Home / Research Updates / Scientists Get Their First Look at the Enzyme That Could Help Battle Aging

Nothing in your body lasts forever. Every single cell in your body will die eventually, and eventually, you’ll run out of replacements. When that happens, various parts of your body will stop working correctly, and at some point, the whole thing will shut down. Aging happens to all of us, and there’s nothing we can do about it.

Except, maybe there is. Researchers from UC Berkeley have discovered the 3D structure of the enzyme telomerase, which could lead to new advances in aging research, as well as possible new insights into cancer.

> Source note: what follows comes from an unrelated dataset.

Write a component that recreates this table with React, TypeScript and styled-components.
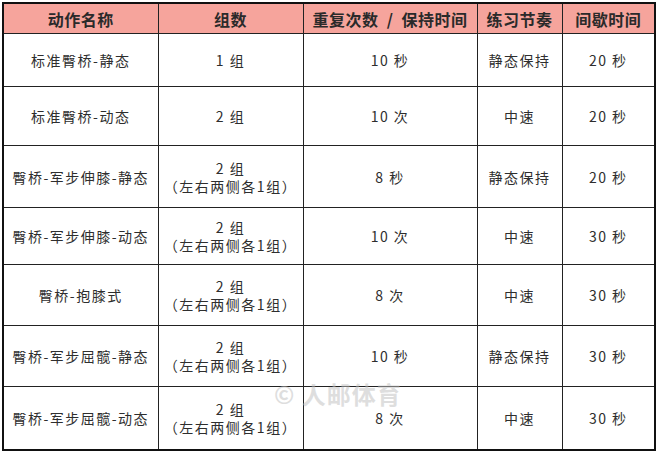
import React from "react";
import styled, { createGlobalStyle } from "styled-components";

const Global = createGlobalStyle`
  html, body { margin: 0; padding: 0; background: #ffffff; }
  body { font-family: "Noto Sans CJK SC", "Noto Sans", sans-serif; color: #2b2b2b; }
`;

const Page = styled.div`
  position: relative;
  padding: 2px 0 0 2px;
  width: 656px;
  height: 456px;
  box-sizing: border-box;
  overflow: hidden;
`;

const Table = styled.table`
  border-collapse: collapse;
  table-layout: fixed;
  width: 652px;
  border: 2px solid #111;
`;

const HeadCell = styled.th`
  background: #f6a49c;
  border: 1px solid #222;
  height: 29px;
  padding: 0;
  font-size: 16px;
  font-weight: 700;
  color: #2a2a2a;
  text-align: center;
  white-space: pre;
  letter-spacing: 0.5px;
`;

const Row = styled.tr<{ $h: number }>`
  height: ${(p) => p.$h}px;
`;

const Cell = styled.td`
  border: 1px solid #222;
  padding: 0;
  font-size: 14px;
  line-height: 18px;
  color: #2e2e2e;
  text-align: center;
  white-space: pre;
  letter-spacing: 1.5px;
`;

const Line = styled.span`
  display: block;
  line-height: 18px;
`;

const Watermark = styled.div`
  position: absolute;
  left: 274px;
  top: 376px;
  font-size: 24px;
  font-weight: 700;
  color: rgba(190, 190, 190, 0.5);
  letter-spacing: 1px;
  pointer-events: none;
`;

type RowData = {
  name: string;
  sets: string;
  split?: boolean;
  reps: string;
  tempo: string;
  rest: string;
  h: number;
};

const rows: RowData[] = [
  { name: "标准臀桥-静态", sets: "1 组", reps: "10 秒", tempo: "静态保持", rest: "20 秒", h: 53 },
  { name: "标准臀桥-动态", sets: "2 组", reps: "10 次", tempo: "中速", rest: "20 秒", h: 59 },
  { name: "臀桥-军步伸膝-静态", sets: "2 组", split: true, reps: "8 秒", tempo: "静态保持", rest: "20 秒", h: 62 },
  { name: "臀桥-军步伸膝-动态", sets: "2 组", split: true, reps: "10 次", tempo: "中速", rest: "30 秒", h: 57 },
  { name: "臀桥-抱膝式", sets: "2 组", split: true, reps: "8 次", tempo: "中速", rest: "30 秒", h: 61 },
  { name: "臀桥-军步屈髋-静态", sets: "2 组", split: true, reps: "10 秒", tempo: "静态保持", rest: "30 秒", h: 61 },
  { name: "臀桥-军步屈髋-动态", sets: "2 组", split: true, reps: "8 次", tempo: "中速", rest: "30 秒", h: 63 },
];

export default function App() {
  return (
    <>
      <Global />
      <Page>
        <Table>
          <colgroup>
            <col style={{ width: 155 }} />
            <col style={{ width: 145 }} />
            <col style={{ width: 174 }} />
            <col style={{ width: 85 }} />
            <col style={{ width: 93 }} />
          </colgroup>
          <thead>
            <tr>
              <HeadCell>动作名称</HeadCell>
              <HeadCell>组数</HeadCell>
              <HeadCell>{"重复次数  /  保持时间"}</HeadCell>
              <HeadCell>练习节奏</HeadCell>
              <HeadCell>间歇时间</HeadCell>
            </tr>
          </thead>
          <tbody>
            {rows.map((r, i) => (
              <Row key={i} $h={r.h}>
                <Cell>{r.name}</Cell>
                <Cell>
                  <Line>{r.sets}</Line>
                  {r.split && <Line>（左右两侧各1组）</Line>}
                </Cell>
                <Cell>{r.reps}</Cell>
                <Cell>{r.tempo}</Cell>
                <Cell>{r.rest}</Cell>
              </Row>
            ))}
          </tbody>
        </Table>
        <Watermark>© 人邮体育</Watermark>
      </Page>
    </>
  );
}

 The reason we age—or at least, one of the reasons—is because our cells can only multiply a certain number of times. Each time our cells split, a tiny part of the ends of our chromosomes doesn’t make the cut. Over successive cell divisions, our DNA gets shorter and shorter. The only thing protecting our genes are the endcaps, called telomeres.

Telomeres don’t code for any genes, but they protect the more useful bits of our DNA from getting damaged during replication. The problem is that when our telomeres run out, our cells can’t replicate anymore. But some of our cells—typically stem cells and cancer cells—don’t have this concern, because they have an enzyme called telomerase that keeps making the telomeres longer.

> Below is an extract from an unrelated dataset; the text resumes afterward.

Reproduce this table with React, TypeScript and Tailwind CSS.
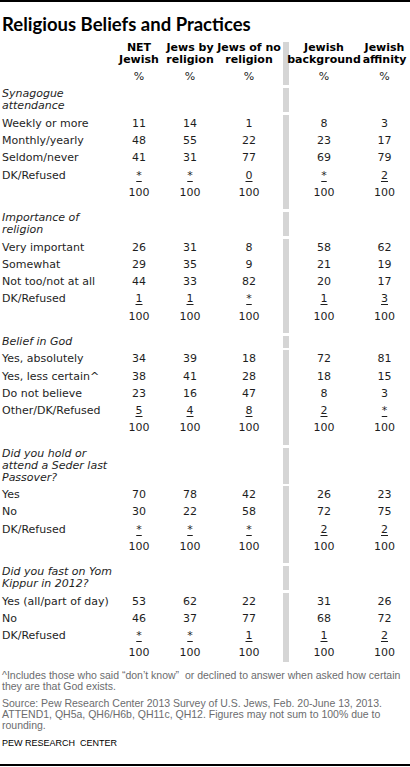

Telomerase was discovered in 1997, but it’s so complicated that researchers have been unable to determine what it looked like until now. The researchers used a new imaging technique called cryo-electron microscopy (cryo-EM), which involves cryogenically freezing a sample before looking at it with an electron microscope. This technique can illuminate structures too sensitive for normal electron microscopes.

Now that we know the structure of telomerase, we can start creating drugs and therapies to target it. We might be able to artificially extend the lifespan of our cells—and by extension, ourselves—or stop the runaway replication behind cancers. It’s still a long way to go before we start seeing those things, but this is an important and crucial first step.